Three Sisters at the Heart of Power

by Claudia Renton

Pub Date: June 7th, 2018
ISBN: 978-1-101-87429-5
Publisher: Knopf

An elite family faces a vastly changing nation.

The three daughters of fabulously wealthy Percy Wyndham and his wife, Madeline, take center stage in Renton’s accomplished literary debut, a spirited and captivating history of the lives and loves of aristocrats in Victorian/Edwardian Britain. Drawing on letters, memoirs, histories, and abundant archival sources, the author creates a richly detailed tapestry featuring the three alluring Wyndham sisters: Mary (1862-1937), Madeline (1869-1941), and Pamela (1871-1928). They inhabited an opulent world.

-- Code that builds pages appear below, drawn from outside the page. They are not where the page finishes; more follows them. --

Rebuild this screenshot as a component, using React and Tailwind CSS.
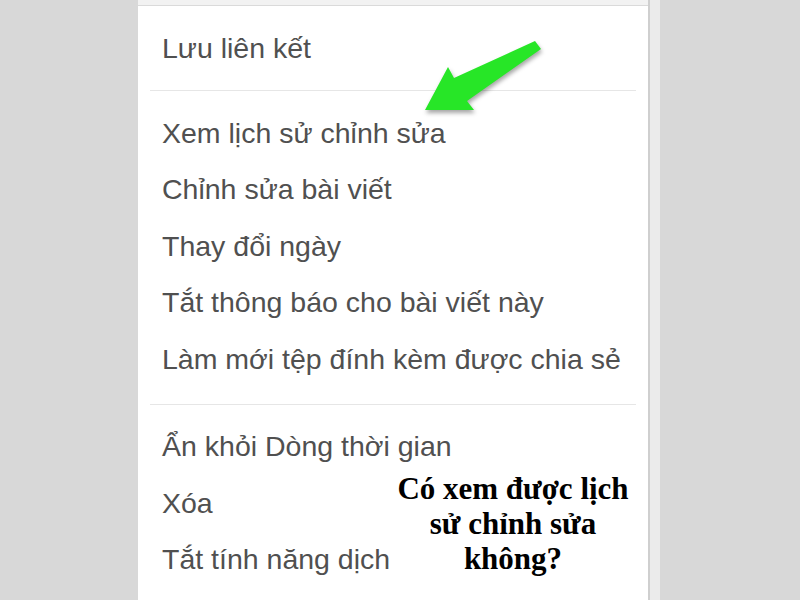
import React from 'react';

const groups = [
    ['Lưu liên kết'],
    ['Xem lịch sử chỉnh sửa', 'Chỉnh sửa bài viết', 'Thay đổi ngày', 'Tắt thông báo cho bài viết này', 'Làm mới tệp đính kèm được chia sẻ'],
    ['Ẩn khỏi Dòng thời gian', 'Xóa', 'Tắt tính năng dịch'],
];

const Item = ({ label }) => (
    <div className="h-[56.5px] flex items-center pl-[24px] text-[28.5px] text-[#505050] whitespace-nowrap">
        {label}
    </div>
);

const App = () => {
    return (
        <div className="relative w-[800px] h-[600px] overflow-hidden bg-[#d8d8d8] flex" style={{ fontFamily: '"Liberation Sans", Arial, sans-serif' }}>
            <div className="w-[138px] shrink-0"></div>

            {/* menu panel */}
            <div className="w-[512px] shrink-0 bg-white border-r-2 border-[#cfcfcf] flex flex-col">
                <div className="h-[6px] bg-[#f2f2f2] border-b border-[#dadada]"></div>
                <div className="h-[84px] flex items-center pl-[24px] text-[28.5px] text-[#505050]">{groups[0][0]}</div>
                <div className="mx-[12px] border-t border-[#e6e6e6]"></div>
                <div className="pt-[14px] pb-[16px]">
                    {groups[1].map(l => <Item key={l} label={l} />)}
                </div>
                <div className="mx-[12px] border-t border-[#e6e6e6]"></div>
                <div className="pt-[14px]">
                    {groups[2].map(l => <Item key={l} label={l} />)}
                </div>
            </div>
            <div className="w-[10px] shrink-0 bg-[#ebebeb]"></div>

            {/* green arrow */}
            <svg className="absolute left-[400px] top-[30px]" width="160" height="90" viewBox="0 0 160 90" style={{ filter: 'drop-shadow(1px 3px 2px rgba(0,0,0,0.35))' }}>
                <polygon points="25,80 48,37 54,48 135,11 141,19 67,71 74,80" fill="#27e627" />
            </svg>

            {/* caption */}
            <div className="absolute left-[370px] top-[471px] w-[286px] text-center font-bold text-[31px] leading-[35px] text-black" style={{ fontFamily: '"Liberation Serif", "Times New Roman", serif' }}>
                Có xem được lịch<br />sử chỉnh sửa<br />không?
            </div>
        </div>
    );
};

export default App;
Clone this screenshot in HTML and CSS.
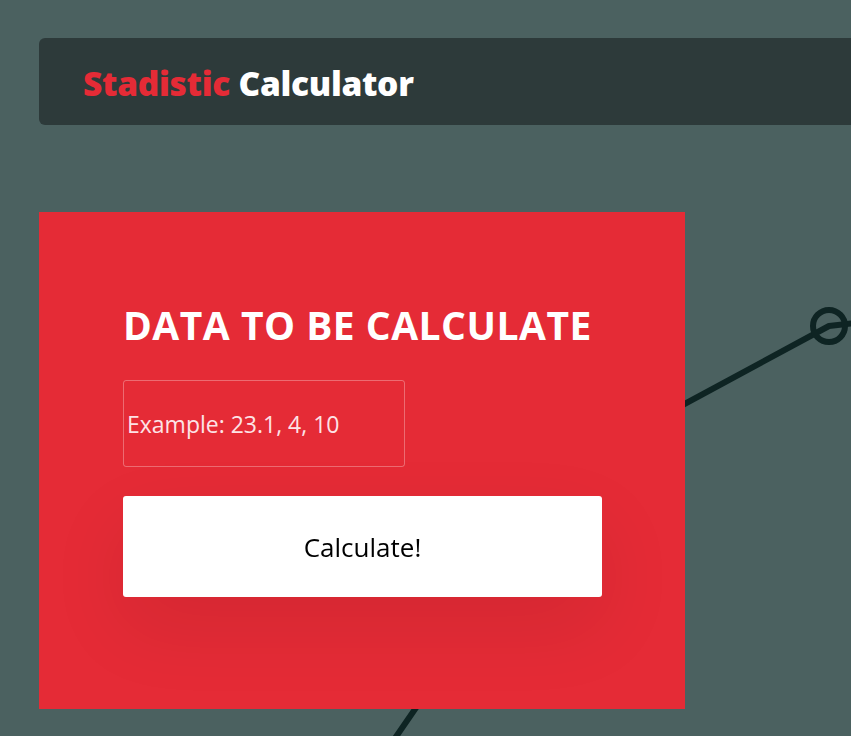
FILE: index.html
```html
<!DOCTYPE html>
<html lang="en">
<head>
<meta charset="utf-8">
<title>Stadistic Calculator</title>
<link rel="stylesheet" href="styles.css">
</head>
<body>
<svg class="chart" width="851" height="736" viewBox="0 0 851 736" aria-hidden="true">
  <polyline points="380,760 590,455 829,326 900,318" fill="none" stroke="#0e2423" stroke-width="6" stroke-linejoin="round"/>
  <circle cx="829" cy="326" r="16" fill="none" stroke="#0e2423" stroke-width="6"/>
</svg>
<div class="page">
  <header class="topbar">
    <h1 class="brand"><span class="brand-accent">Stadistic</span> Calculator</h1>
  </header>
  <main class="card">
    <h2 class="card-title">DATA TO BE CALCULATE</h2>
    <input class="data-input" type="text" placeholder="Example: 23.1, 4, 10" autofocus>
    <button class="calc-btn" type="button">Calculate!</button>
  </main>
</div>
</body>
</html>
```

FILE: styles.css
```css
html, body {
  margin: 0;
  padding: 0;
  overflow: hidden;
}
body {
  background: #4b6160;
  font-family: "Open Sans", "Noto Sans", "DejaVu Sans", sans-serif;
  width: 851px;
  height: 736px;
  position: relative;
}
.chart {
  position: absolute;
  left: 0;
  top: 0;
  z-index: 0;
}
.page {
  position: relative;
  z-index: 1;
  display: flex;
  flex-direction: column;
  align-items: flex-start;
  padding: 38px 0 0 39px;
}
.topbar {
  box-sizing: border-box;
  width: 840px;
  height: 87px;
  background: #2d3a3a;
  border-radius: 6px;
  display: flex;
  align-items: center;
  padding: 5px 0 0 44px;
}
.brand {
  margin: 0;
  font-size: 33.5px;
  font-weight: 800;
  color: #ffffff;
  line-height: 1;
  letter-spacing: -0.3px;
}
.brand-accent {
  color: #e52b36;
}
.card {
  box-sizing: border-box;
  margin-top: 87px;
  width: 646px;
  height: 497px;
  background: #e52b36;
  padding: 90px 84px 0 84px;
  display: flex;
  flex-direction: column;
  align-items: flex-start;
}
.card-title {
  margin: 0;
  color: #ffffff;
  font-size: 39px;
  font-weight: 700;
  line-height: 46px;
  letter-spacing: 0.5px;
  white-space: nowrap;
}
.data-input {
  box-sizing: border-box;
  margin-top: 32px;
  width: 282px;
  height: 87px;
  background: transparent;
  border: 1px solid rgba(255, 255, 255, 0.3);
  border-radius: 3px;
  padding: 0 3px;
  font-family: inherit;
  font-size: 23px;
  color: #ffffff;
  caret-color: #ffffff;
  outline: none;
}
.data-input::placeholder {
  color: #fde3e6;
  opacity: 1;
}
.calc-btn {
  margin-top: 29px;
  width: 479px;
  height: 101px;
  background: #ffffff;
  border: none;
  border-radius: 3px;
  font-family: inherit;
  font-size: 26px;
  color: #000000;
  box-shadow: 0 30px 80px rgba(0, 0, 0, 0.08);
  cursor: pointer;
}
```
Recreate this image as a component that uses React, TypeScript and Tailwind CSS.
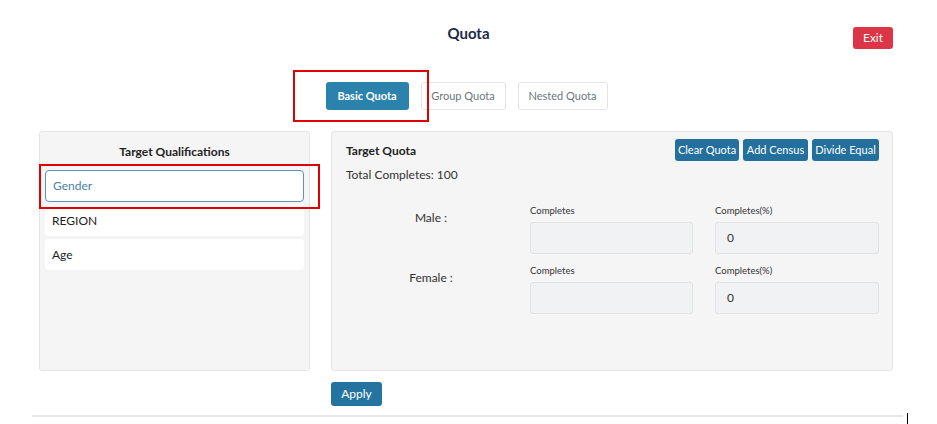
import React from "react";

const tabs = [
  { label: "Basic Quota", w: "w-[83px]" },
  { label: "Group Quota", w: "w-[85px]" },
  { label: "Nested Quota", w: "w-[90px]" },
];
const qualifications = ["Gender", "REGION", "Age"];
const rows = ["Male :", "Female :"];
const actions = [
  { label: "Clear Quota", w: "w-[64px]" },
  { label: "Add Census", w: "w-[65px]" },
  { label: "Divide Equal", w: "w-[67px]" },
];

function QuotaRow({ label }: { label: string }) {
  return (
    <div className="flex h-[60px]">
      <div className="w-[198px] pt-[4px] text-center text-[12px] text-[#333]">{label}</div>
      <div className="w-[163px]">
        <div className="h-[17px] text-[9.5px] leading-[12px] text-[#333]">Completes</div>
        <div className="h-[32px] rounded-[3px] border border-[#e2e3e5] bg-[#f1f2f4]" />
      </div>
      <div className="ml-[22px] w-[164px]">
        <div className="h-[17px] text-[9.5px] leading-[12px] text-[#333]">Completes(%)</div>
        <div className="flex h-[32px] items-center rounded-[3px] border border-[#e2e3e5] bg-[#f1f2f4] pl-[11px] text-[12px] text-[#333]">
          0
        </div>
      </div>
    </div>
  );
}

export default function App() {
  return (
    <div className="relative h-[424px] w-[937px] overflow-hidden bg-white font-['Lato',sans-serif] text-[#212529]">
      <div className="ml-[32px] w-[873px]">
        <div className="grid h-[65px] grid-cols-[1fr_auto_1fr] items-start pt-[20px]">
          <div />
          <h1 className="pt-[2px] text-[15px] font-bold text-[#1c2a48]">Quota</h1>
          <div className="flex justify-end pr-[12px] pt-[7px]">
            <button className="h-[22px] w-[40px] rounded-[3px] bg-[#dc3545] text-[12px] text-white">Exit</button>
          </div>
        </div>

        <div className="mt-[17px] flex justify-center gap-[12px] pr-[4px]">
          {tabs.map((t, i) => (
            <button
              key={t.label}
              className={
                i === 0
                  ? `h-[28px] ${t.w} rounded-[3px] bg-[#2a82ad] text-[11px] font-bold text-white`
                  : `h-[28px] ${t.w} rounded-[3px] border border-[#e4e4e4] bg-white text-[11px] text-[#6c757d]`
              }
            >
              {t.label}
            </button>
          ))}
        </div>

        <div className="mt-[21px] flex gap-[21px] pl-[7px]">
          <div className="h-[240px] w-[271px] rounded-[3px] border border-[#e5e5e5] bg-[#f5f5f5] px-[5px]">
            <div className="pt-[11px] text-center text-[12px] font-bold text-[#222]">Target Qualifications</div>
            <div className="mt-[9px] flex flex-col gap-[3px]">
              {qualifications.map((q, i) => (
                <div
                  key={q}
                  className={
                    i === 0
                      ? "flex h-[32px] items-center rounded-[4px] border border-[#5f93bb] bg-white pl-[7px] text-[12px] text-[#4a7fa8]"
                      : "flex h-[31px] items-center rounded-[4px] bg-white pl-[7px] text-[12px] text-[#222]"
                  }
                >
                  {q}
                </div>
              ))}
            </div>
          </div>

          <div className="flex flex-col">
            <div className="h-[240px] w-[562px] rounded-[3px] border border-[#e5e5e5] bg-[#f5f5f5] pl-[14px] pr-[13px]">
              <div className="flex items-start justify-between pt-[7px]">
                <div className="pt-[3px] text-[12px] font-bold text-[#222]">Target Quota</div>
                <div className="flex gap-[4px]">
                  {actions.map((b) => (
                    <button
                      key={b.label}
                      className={`h-[22px] ${b.w} rounded-[3px] bg-[#23709d] text-[11px] text-white`}
                    >
                      {b.label}
                    </button>
                  ))}
                </div>
              </div>
              <div className="mt-[5px] text-[12px] text-[#333]">Total Completes: 100</div>
              <div className="ml-[-14px] mt-[21px] flex flex-col">
                {rows.map((r) => (
                  <QuotaRow key={r} label={r} />
                ))}
              </div>
            </div>
            <button className="mt-[11px] h-[24px] w-[51px] rounded-[3px] bg-[#2574a0] text-[12px] text-white">
              Apply
            </button>
          </div>
        </div>

        <div className="mt-[9px] h-[2px] w-[871px] bg-[#e8e8e8]" />
      </div>

      <div className="absolute left-[907px] top-[413px] h-[11px] w-[1px] bg-black" />
      <div className="absolute left-[293px] top-[70px] h-[52px] w-[136px] border-2 border-[#e00000]" />
      <div className="absolute left-[39px] top-[164px] h-[45px] w-[281px] border-2 border-[#e00000]" />
    </div>
  );
}
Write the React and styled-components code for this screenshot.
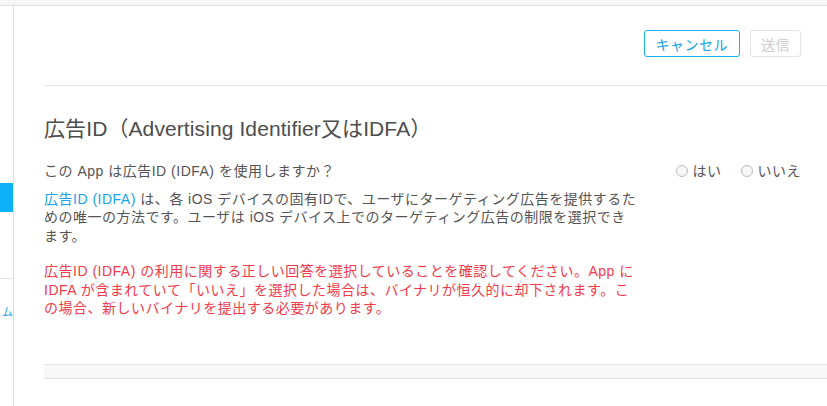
import React, { useState } from "react";
import styled, { createGlobalStyle } from "styled-components";

const GlobalStyle = createGlobalStyle`
  html, body {
    margin: 0;
    padding: 0;
    background: #fff;
  }
  body {
    font-family: "Liberation Sans", "Noto Sans CJK JP", sans-serif;
    color: #555;
  }
  * {
    box-sizing: border-box;
  }
`;

const Page = styled.div`
  display: flex;
  flex-direction: column;
  width: 827px;
  height: 406px;
  overflow: hidden;
`;

const TopStrip = styled.div`
  height: 6px;
  background: #f6f6f6;
  border-bottom: 1px solid #e1e1e1;
  flex-shrink: 0;
`;

const Body = styled.div`
  display: flex;
  flex: 1;
  min-height: 0;
`;

const Sidebar = styled.nav`
  width: 14px;
  flex-shrink: 0;
  border-right: 1px solid #dedede;
  display: flex;
  flex-direction: column;
  overflow: hidden;
  padding-top: 177px;
`;

const NavItem = styled.div`
  height: ${(p) => p.$height}px;
  background: ${(p) => (p.$active ? "#0db1f7" : "transparent")};
  border-bottom: ${(p) => (p.$divider ? "1px solid #e4e4e4" : "none")};
  color: #1aa6ee;
  font-size: 11px;
  line-height: 1;
  padding: ${(p) => (p.$divider ? "0" : "27px 0 0 2px")};
  white-space: nowrap;
  font-family: "Noto Sans CJK JP", sans-serif;
`;

const Main = styled.main`
  flex: 1;
  display: flex;
  flex-direction: column;
  padding-left: 30px;
`;

const Header = styled.header`
  height: 80px;
  border-bottom: 1px solid #e3e3e3;
  display: flex;
  justify-content: flex-end;
  align-items: flex-start;
  gap: 10px;
  padding: 24px 26px 0 0;
`;

const Button = styled.button`
  height: 27px;
  padding: 0 ${(p) => (p.$primary ? "11px" : "10px")};
  border-radius: 3px;
  background: #fff;
  border: 1px solid ${(p) => (p.$primary ? "#14b1f2" : "#e3e3e3")};
  color: ${(p) => (p.$primary ? "#14a3ea" : "#cdcdcd")};
  font-family: "Noto Sans CJK JP", sans-serif;
  font-size: 14px;
  letter-spacing: 0.5px;
  cursor: ${(p) => (p.disabled ? "default" : "pointer")};
`;

const Section = styled.section`
  padding-top: 29px;
`;

const Title = styled.h2`
  margin: 0 0 19px;
  font-size: 21px;
  font-weight: 400;
  line-height: 28px;
  color: #4d4d4d;
  letter-spacing: 0.1px;
`;

const Row = styled.div`
  display: grid;
  grid-template-columns: 616px 1fr;
  align-items: start;
  padding-right: 26px;
`;

const TextCol = styled.div`
  font-size: 14px;
  letter-spacing: 0.5px;
  line-height: 18.5px;
`;

const Question = styled.p`
  margin: 0 0 9px;
  color: #555;
`;

const Para = styled.p`
  margin: 0 0 ${(p) => p.$gap || 0}px;
  color: ${(p) => (p.$warn ? "#f23a4b" : "#555")};
`;

const Link = styled.a`
  color: #16a3ec;
  text-decoration: none;
`;

const Radios = styled.div`
  justify-self: end;
  display: flex;
  align-items: center;
  gap: 19px;
`;

const RadioLabel = styled.label`
  display: flex;
  align-items: center;
  gap: 5px;
  font-size: 14px;
  letter-spacing: 0.5px;
  line-height: 18px;
  color: #555;
  cursor: pointer;
`;

const RadioDot = styled.span`
  width: 12px;
  height: 12px;
  border-radius: 50%;
  border: 1px solid #bdbdbd;
  background: ${(p) => (p.$checked ? "radial-gradient(#14a3ea 35%, #f7f7f7 40%)" : "#f7f7f7")};
`;

const Footer = styled.div`
  margin-top: 46px;
  height: 15px;
  background: #f8f8f8;
  border-top: 1px solid #e3e3e3;
  border-bottom: 1px solid #e3e3e3;
`;

export default function App() {
  const [answer, setAnswer] = useState(null);

  return (
    <Page>
      <GlobalStyle />
      <TopStrip />
      <Body>
        <Sidebar>
          <NavItem $active $height={29} />
          <NavItem $divider $height={67} />
          <NavItem $height={40}>ム</NavItem>
        </Sidebar>
        <Main>
          <Header>
            <Button $primary>キャンセル</Button>
            <Button disabled>送信</Button>
          </Header>
          <Section>
            <Title>広告ID（Advertising Identifier又はIDFA）</Title>
            <Row>
              <TextCol>
                <Question>この App は広告ID (IDFA) を使用しますか？</Question>
                <Para $gap={17}>
                  <Link>広告ID (IDFA)</Link> は、各 iOS
                  デバイスの固有IDで、ユーザにターゲティング広告を提供するた
                  <br />
                  めの唯一の方法です。ユーザは iOS
                  デバイス上でのターゲティング広告の制限を選択でき
                  <br />
                  ます。
                </Para>
                <Para $warn>
                  広告ID (IDFA)
                  の利用に関する正しい回答を選択していることを確認してください。App に
                  <br />
                  IDFA
                  が含まれていて「いいえ」を選択した場合は、バイナリが恒久的に却下されます。こ
                  <br />
                  の場合、新しいバイナリを提出する必要があります。
                </Para>
              </TextCol>
              <Radios>
                <RadioLabel onClick={() => setAnswer("yes")}>
                  <RadioDot $checked={answer === "yes"} />
                  はい
                </RadioLabel>
                <RadioLabel onClick={() => setAnswer("no")}>
                  <RadioDot $checked={answer === "no"} />
                  いいえ
                </RadioLabel>
              </Radios>
            </Row>
            <Footer />
          </Section>
        </Main>
      </Body>
    </Page>
  );
}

Among the family’s several residences was Clouds, an enormous sandstone-and-brick edifice boasting five reception rooms (the sky-lit central hall was two stories high), 25 bedrooms, two nurseries, and a separate wing for offices and bedrooms for the indoor staff, numbering around 30. At a time of social and economic upheaval, while other “landed elite” worried over maintaining their estates, “Clouds trumpeted to the world that the Wyndhams were founding a dynasty that would operate at the very heart of power.” It was a prime destination for clandestine political brokering, and an invitation to visit, Renton reveals, “was a prize indeed.” Madeline, in a flowing gown, smoking Turkish cigarettes, and festooned in scarves and bangles, was “a consummate hostess,” providing guests with masseuses, gymnastics classes, and “hand-bound copies of their favorite books at their bedsides.” Among those guests was a rarefied clique dubbed the Souls, “a group of very good, fiercely competitive friends, whether in romance, politics or friendship.” Extramarital romance flourished. Mary’s husband, a philanderer and gambler, flaunted his many mistresses. Mary’s liaisons included a relationship—not sexual, Renton maintains—with the prominent politician Arthur Balfour, who rose to become prime minister. Like so many aristocrats, Percy rued reforms that took power from the Lords. Political dissension, he believed, “simply proved how ill-suited the masses were to make decisions about the future of their country.” World War I, writes the author, finally drove an irreparable rift “between the generations that fought and those who sent them there, nowhere more so than among the elite.”

A sparkling family portrait and riveting history.